So, I am going to write my behavior like R1 equal to R2 plus R3 and so on, right. So, say R4 equal to R2 star R3, something like this. So, I do not have to bother about the detail implementation of AND gate, a MUX, DEMUX or say multiplier. What I am going to just write that there is a full adder, right. So, I will draw the circuit like there is a schematic. So, instead of a whole complex circuit, I will just put a and I will just put a, b and c. So, this is C, is nothing but a plus b and so on.

So, this whole design complexity of addition operation or the multiplication operations, those things now getting abstracted out. So, in the RTL level I will get more reduction in the design

complexity. So, it may be say 1 billion to at least again 10x. I mean if not more at least we will get a advantage of 10x size reduction. So, it may be say around 10 million now.

So, that is how this abstraction goes to the register transfer level and again, I have synthesis tool or the EDA tools which is called logic synthesis tool. Logic synthesis tool so, that particular tool actually convert this register transfer level to gate level automatically, right. So, in industry, EDA industry, in the electronics industry people try to design the circuits in RTL. That is the entry point of the circuit because this is the highest level of abstraction, right.

So, you do not are considering the whole gate level thing, this is the highest level thing. But is it so, that as I mentioned the 10 million line of code is still feasible? It is something, sometime getting difficult once the size of the design is getting increased, right. So, again so, that is where we need to go more abstraction level, right. And that is where this particular course comes into picture that let us go to one more abstraction level.

So, you have a high level of code which is C, C plus plus and then you actually use. Again you develop some software EDA tool that will convert this high level code into RTL code and that is what is called this high level synthesis tool. High level synthesis and that is where I talked about this course. This is where this course is particularly poised in. This is how how we actually develop a VLSI design from a high level code written in C or C plus plus, right.

So, that means, we are going to go into detail of this tool. How this particular tool converts this high level code edited in C, C plus into a equivalent register transfer level designs. Now what are the process, what are the things, you have to cover? That particular things we are going to cover in this course in detail, right.



So, let us move on. So, I mean, I hope you probably understand that what are the importance of this design automation? Obviously, the shorter design cycle, right. So, we understand that if we just write a code in higher abstraction level, if the size of the code is less and hence we will need a less time because the tool automatically within minutes or seconds it can convert a high level design into a low level design.

It may, it might take maximum hours not days or months, right. So, whereas if you have to develop certain things in gate level or transistor level that might takes years, right.

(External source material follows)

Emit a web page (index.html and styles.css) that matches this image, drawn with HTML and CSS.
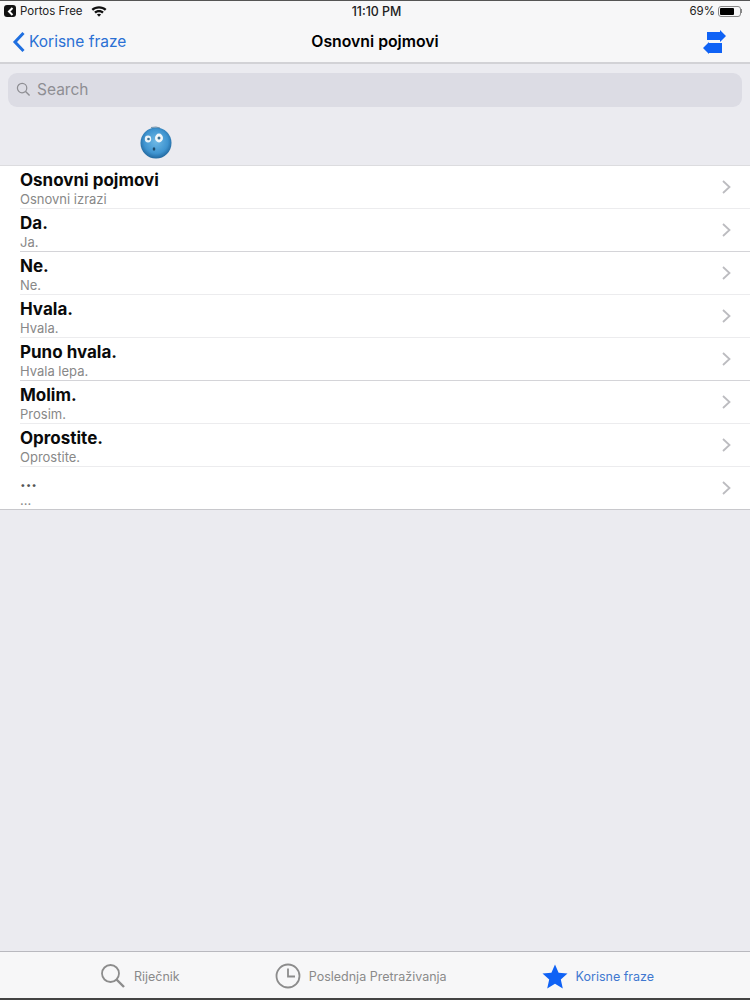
FILE: index.html
```html
<!DOCTYPE html>
<html lang="en">
<head>
    <meta charset="UTF-8">
    <title>Osnovni pojmovi</title>
    <link rel="stylesheet" href="styles.css">
</head>
<body>
    <div class="app">
        <!-- Status bar -->
        <div class="status">
            <div class="status-left">
                <span class="app-badge"><svg width="7" height="9" viewBox="0 0 7 9"><path d="M5.5 1 L2 4.5 L5.5 8" fill="none" stroke="#fff" stroke-width="2"/></svg></span>
                <span>Portos Free</span>
                <svg class="wifi" width="16" height="12" viewBox="0 0 16 12">
                    <path d="M0.5 4 C4.5 0.2 11.5 0.2 15.5 4 L13.9 5.7 C10.6 2.6 5.4 2.6 2.1 5.7 Z" fill="#111"/>
                    <path d="M3.2 6.8 C5.9 4.3 10.1 4.3 12.8 6.8 L11.2 8.4 C9.3 6.8 6.7 6.8 4.8 8.4 Z" fill="#111"/>
                    <path d="M5.9 9.5 C7.1 8.5 8.9 8.5 10.1 9.5 L8 11.7 Z" fill="#111"/>
                </svg>
            </div>
            <div class="status-time">11:10 PM</div>
            <div class="status-right">
                <span>69%</span>
                <span class="battery"><span class="battery-fill"></span></span>
                <span class="battery-tip"></span>
            </div>
        </div>

        <!-- Nav bar -->
        <div class="nav">
            <div class="nav-back">
                <svg width="14" height="22" viewBox="0 0 14 22"><path d="M11.5 2 L3 11 L11.5 20" fill="none" stroke="#1f6fe0" stroke-width="3"/></svg>
                <span>Korisne fraze</span>
            </div>
            <div class="nav-title">Osnovni pojmovi</div>
            <div class="nav-action">
                <svg width="24" height="25" viewBox="0 0 24 25">
                    <path d="M4 3 H17 V1 L23 7 L17 13 V11 H4 Z" fill="#0f62f5"/>
                    <path d="M19 14 H6 V13 L0 19 L6 25 V24 H19 Z" fill="#0f62f5"/>
                </svg>
            </div>
        </div>

        <!-- Search -->
        <div class="search-wrap">
            <div class="search">
                <svg width="15" height="15" viewBox="0 0 16 16">
                    <circle cx="6.5" cy="6.5" r="5" fill="none" stroke="#8e8e93" stroke-width="1.3"/>
                    <path d="M10.2 10.2 L14.5 14.5" stroke="#8e8e93" stroke-width="1.5"/>
                </svg>
                <span>Search</span>
            </div>
        </div>

        <!-- Section header with the face -->
        <div class="section-head">
            <svg class="face" width="34" height="34" viewBox="0 0 34 34">
                <defs>
                    <radialGradient id="faceFill" cx="50%" cy="45%" r="55%">
                        <stop offset="0%" stop-color="#6fb9e6"/>
                        <stop offset="70%" stop-color="#3f94d0"/>
                        <stop offset="100%" stop-color="#22689f"/>
                    </radialGradient>
                </defs>
                <circle cx="17" cy="17" r="15.5" fill="url(#faceFill)"/>
                <path d="M12 1.5 L17 1 L21 2" fill="none" stroke="#5a7f9a" stroke-width="0.8"/>
                <ellipse cx="9" cy="13" rx="3.2" ry="3.4" fill="#eaf3f8"/>
                <ellipse cx="20" cy="12" rx="4" ry="4.4" fill="#f2f7fa"/>
                <circle cx="9.5" cy="13" r="1.3" fill="#3a6f90"/>
                <circle cx="20" cy="12" r="1.5" fill="#3a6f90"/>
                <ellipse cx="15" cy="23" rx="1.3" ry="1.7" fill="#1d4a6b"/>
            </svg>
        </div>

        <!-- Phrases -->
        <div class="list">
            <div class="row">
                <div class="row-inner">
                    <div class="row-text"><div class="row-title">Osnovni pojmovi</div><div class="row-sub">Osnovni izrazi</div></div>
                    <svg class="chevron" width="9" height="14" viewBox="0 0 9 14"><path d="M1 1 L7.5 7 L1 13" fill="none" stroke="#bcbcc0" stroke-width="1.8"/></svg>
                </div>
            </div>
            <div class="row row-strong">
                <div class="row-inner">
                    <div class="row-text"><div class="row-title">Da.</div><div class="row-sub">Ja.</div></div>
                    <svg class="chevron" width="9" height="14" viewBox="0 0 9 14"><path d="M1 1 L7.5 7 L1 13" fill="none" stroke="#bcbcc0" stroke-width="1.8"/></svg>
                </div>
            </div>
            <div class="row">
                <div class="row-inner">
                    <div class="row-text"><div class="row-title">Ne.</div><div class="row-sub">Ne.</div></div>
                    <svg class="chevron" width="9" height="14" viewBox="0 0 9 14"><path d="M1 1 L7.5 7 L1 13" fill="none" stroke="#bcbcc0" stroke-width="1.8"/></svg>
                </div>
            </div>
            <div class="row">
                <div class="row-inner">
                    <div class="row-text"><div class="row-title">Hvala.</div><div class="row-sub">Hvala.</div></div>
                    <svg class="chevron" width="9" height="14" viewBox="0 0 9 14"><path d="M1 1 L7.5 7 L1 13" fill="none" stroke="#bcbcc0" stroke-width="1.8"/></svg>
                </div>
            </div>
            <div class="row row-strong">
                <div class="row-inner">
                    <div class="row-text"><div class="row-title">Puno hvala.</div><div class="row-sub">Hvala lepa.</div></div>
                    <svg class="chevron" width="9" height="14" viewBox="0 0 9 14"><path d="M1 1 L7.5 7 L1 13" fill="none" stroke="#bcbcc0" stroke-width="1.8"/></svg>
                </div>
            </div>
            <div class="row">
                <div class="row-inner">
                    <div class="row-text"><div class="row-title">Molim.</div><div class="row-sub">Prosim.</div></div>
                    <svg class="chevron" width="9" height="14" viewBox="0 0 9 14"><path d="M1 1 L7.5 7 L1 13" fill="none" stroke="#bcbcc0" stroke-width="1.8"/></svg>
                </div>
            </div>
            <div class="row">
                <div class="row-inner">
                    <div class="row-text"><div class="row-title">Oprostite.</div><div class="row-sub">Oprostite.</div></div>
                    <svg class="chevron" width="9" height="14" viewBox="0 0 9 14"><path d="M1 1 L7.5 7 L1 13" fill="none" stroke="#bcbcc0" stroke-width="1.8"/></svg>
                </div>
            </div>
            <div class="row row-last">
                <div class="row-inner">
                    <div class="row-text"><div class="row-title row-dots">...</div><div class="row-sub">...</div></div>
                    <svg class="chevron" width="9" height="14" viewBox="0 0 9 14"><path d="M1 1 L7.5 7 L1 13" fill="none" stroke="#bcbcc0" stroke-width="1.8"/></svg>
                </div>
            </div>
        </div>

        <div class="filler"></div>

        <!-- Tab bar -->
        <div class="tabs">
            <div class="tab">
                <svg width="26" height="26" viewBox="0 0 26 26">
                    <circle cx="10.5" cy="10.5" r="8.5" fill="none" stroke="#8c8c8c" stroke-width="1.8"/>
                    <path d="M16.5 16.5 L24 24" stroke="#8c8c8c" stroke-width="2.4"/>
                </svg>
                <span>Riječnik</span>
            </div>
            <div class="tab">
                <svg width="26" height="26" viewBox="0 0 26 26">
                    <circle cx="13" cy="13" r="11.5" fill="none" stroke="#8c8c8c" stroke-width="1.8"/>
                    <path d="M13 5.5 V13.5 H20" fill="none" stroke="#8c8c8c" stroke-width="1.8"/>
                </svg>
                <span>Poslednja Pretraživanja</span>
            </div>
            <div class="tab active">
                <svg width="26" height="25" viewBox="0 0 26 25">
                    <path d="M13 0.5 L16.6 8.8 L25.5 9.6 L18.8 15.6 L20.8 24.5 L13 19.8 L5.2 24.5 L7.2 15.6 L0.5 9.6 L9.4 8.8 Z" fill="#0f62f5"/>
                </svg>
                <span>Korisne fraze</span>
            </div>
        </div>
    </div>
</body>
</html>
```

FILE: styles.css
```css
* {
    box-sizing: border-box;
}

body {
    margin: 0;
    background: #ebebf0;
    font-family: "Inter", "Liberation Sans", sans-serif;
    color: #000;
}

.app {
    width: 750px;
    height: 1000px;
    display: flex;
    flex-direction: column;
    overflow: hidden;
    border-top: 1px solid #555;
    border-bottom: 2px solid #444;
}

/* Status bar */
.status {
    height: 20px;
    background: #f7f7f8;
    display: flex;
    align-items: center;
    justify-content: space-between;
    font-size: 11.5px;
    color: #222;
    padding: 0 8px 0 4px;
    position: relative;
}

.status-left {
    display: flex;
    align-items: center;
    gap: 4px;
}

.app-badge {
    width: 12px;
    height: 12px;
    background: #111;
    border-radius: 3px;
    display: flex;
    align-items: center;
    justify-content: center;
}

.wifi {
    margin-left: 4px;
}

.status-time {
    position: absolute;
    left: 3px;
    right: 0;
    text-align: center;
    font-size: 12.4px;
    font-weight: 500;
    pointer-events: none;
}

.status-right {
    display: flex;
    align-items: center;
    gap: 3px;
    font-size: 11.5px;
}

.battery {
    width: 23px;
    height: 11px;
    border: 1px solid #888;
    border-radius: 3px;
    padding: 1px;
    display: block;
}

.battery-fill {
    display: block;
    width: 14px;
    height: 7px;
    background: #000;
    border-radius: 1px;
}

.battery-tip {
    width: 1px;
    height: 4px;
    background: #888;
    margin-left: -3px;
}

/* Nav */
.nav {
    height: 43px;
    background: #f7f7f8;
    border-bottom: 2px solid #d2d2d6;
    display: flex;
    align-items: center;
    justify-content: space-between;
    padding: 0 23px 0 12px;
    position: relative;
}

.nav-back {
    display: flex;
    align-items: center;
    gap: 3px;
    color: #2a70d4;
    font-size: 15.5px;
}

.nav-title {
    position: absolute;
    left: 0;
    right: 0;
    text-align: center;
    font-size: 15.8px;
    font-weight: 600;
}

.nav-action {
    display: flex;
}

/* Search */
.search-wrap {
    height: 53px;
    padding: 9px 8px 0;
}

.search {
    height: 34px;
    background: #dcdce4;
    border-radius: 9px;
    display: flex;
    align-items: center;
    gap: 6px;
    padding: 0 0 2px 8px;
    color: #8e8e93;
    font-size: 15.5px;
}

/* Section head */
.section-head {
    height: 49px;
    border-bottom: 1px solid #dcdcdf;
    padding: 9px 0 0 139px;
}

.face {
    display: block;
}

/* List */
.list {
    background: #fff;
    border-bottom: 1px solid #c8c8cc;
}

.row {
    height: 43px;
    padding-left: 20px;
}

.row-last {
    height: 42px;
}

.row-inner {
    height: 100%;
    padding-right: 19px;
    display: flex;
    align-items: center;
    justify-content: space-between;
    border-bottom: 1px solid #ececee;
}

.row-strong .row-inner {
    border-bottom-color: #d4d4d8;
}

.row-last .row-inner {
    border-bottom: none;
}

.row-text {
    height: 100%;
    padding-top: 4px;
}

.row-title {
    font-size: 17px;
    line-height: 21px;
    font-weight: 700;
    color: #0a0a0a;
}

.row-dots {
    color: #555;
}

.row-sub {
    font-size: 13px;
    line-height: 16px;
    color: #888;
}

.filler {
    flex: 1;
}

/* Tabs */
.tabs {
    height: 47px;
    padding: 2px 0 0 4px;
    background: #f7f7f8;
    border-top: 1px solid #b9b9bf;
    display: flex;
    align-items: center;
    justify-content: center;
    gap: 95px;
    font-size: 12.5px;
    color: #8a8a8a;
}

.tab {
    display: flex;
    align-items: center;
    gap: 8px;
}

.tab.active {
    color: #3f78d0;
}
```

So, so obviously, if you develop in higher abstraction level, your overall time to develop the whole IC will be less, right. So, you have a shorter design cycle.

So, the biggest advantage is the design space exploration. Say, suppose you want to develop a general purpose processor and then you try to develop a processor which is very fast. It will work on say some 200 mega Hertz clock or 500 mega Hertz clock or 1 gigahertz clock, right.

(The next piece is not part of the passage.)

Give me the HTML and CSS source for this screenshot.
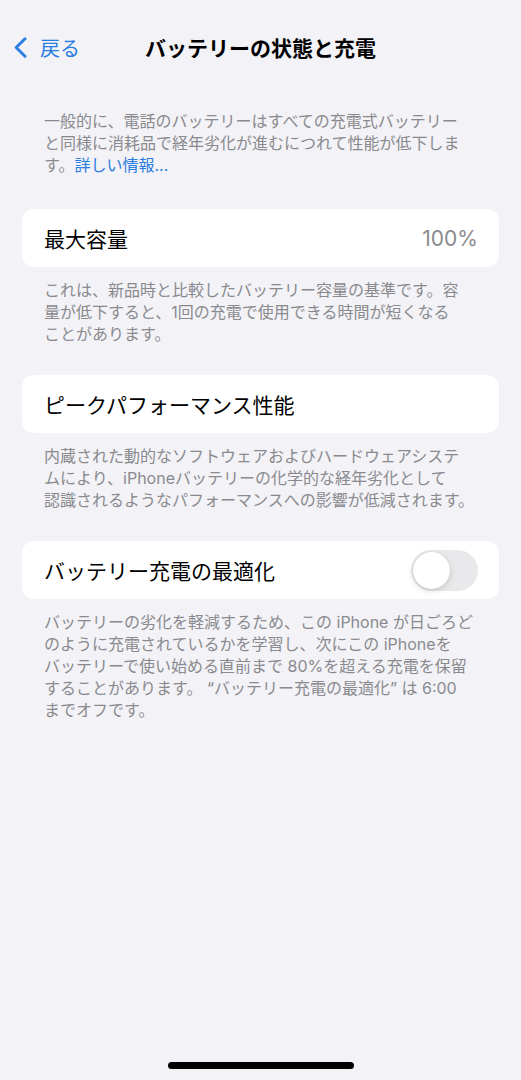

So, that means, when you try to develop certain such processor, your objective is to optimize the speed, try to improve the performance in terms of speed. Now, I told you to develop another processor with the same specification target for say power. I want to make it low powers processor from the same specification and now, I told you to develop another circuit or another processor which is less area, right. So, I do not bother about the power or the speed. I want to, I am bother about the area, the size of the chip. I want to make a tiny processor for that, but it will be from the same specification again. So, you understand that from a same specification you might have various design optimization criteria and you have to develop different different processor for the same thing.

But, what about in RTL? You have to develop things from scratch, right. You have to develop a power efficient processor, you have to develop a area efficient processor, you have to develop a timing efficient processor or the high speed processor, right. So, that is what is called design space exploration. So, doing this in RTL, it is actually doubling or it is the complete same effort for all processors. It is a huge time, right. Something it is actually very difficult.

Whereas, if you start from a C code and say in the high level synthesis, you have certain parameters. You just specify that parameters in the tool that you do something for speed, you do something for area, you do something for power and the tool automatically give you these different different target processor in the RTL level within say minutes. So, that is a huge huge benefit, right.

So, this design space exploration is actually possible only with this C based VLSI design or if we start the things with at the high level behavior not at the RTL level. So, that is again, it is the biggest advantage. The other advantage is like fewer errors. Obviously, if your size is, code is small, the chances of having manual error, is something human error, is less.

And obviously, once you do in the higher abstraction level your verification effort will be less and then also you can actually apply different kinds of optimization, more optimization, at the higher abstraction level, right. So, these are the kind of advantages we will achieve through this design automation.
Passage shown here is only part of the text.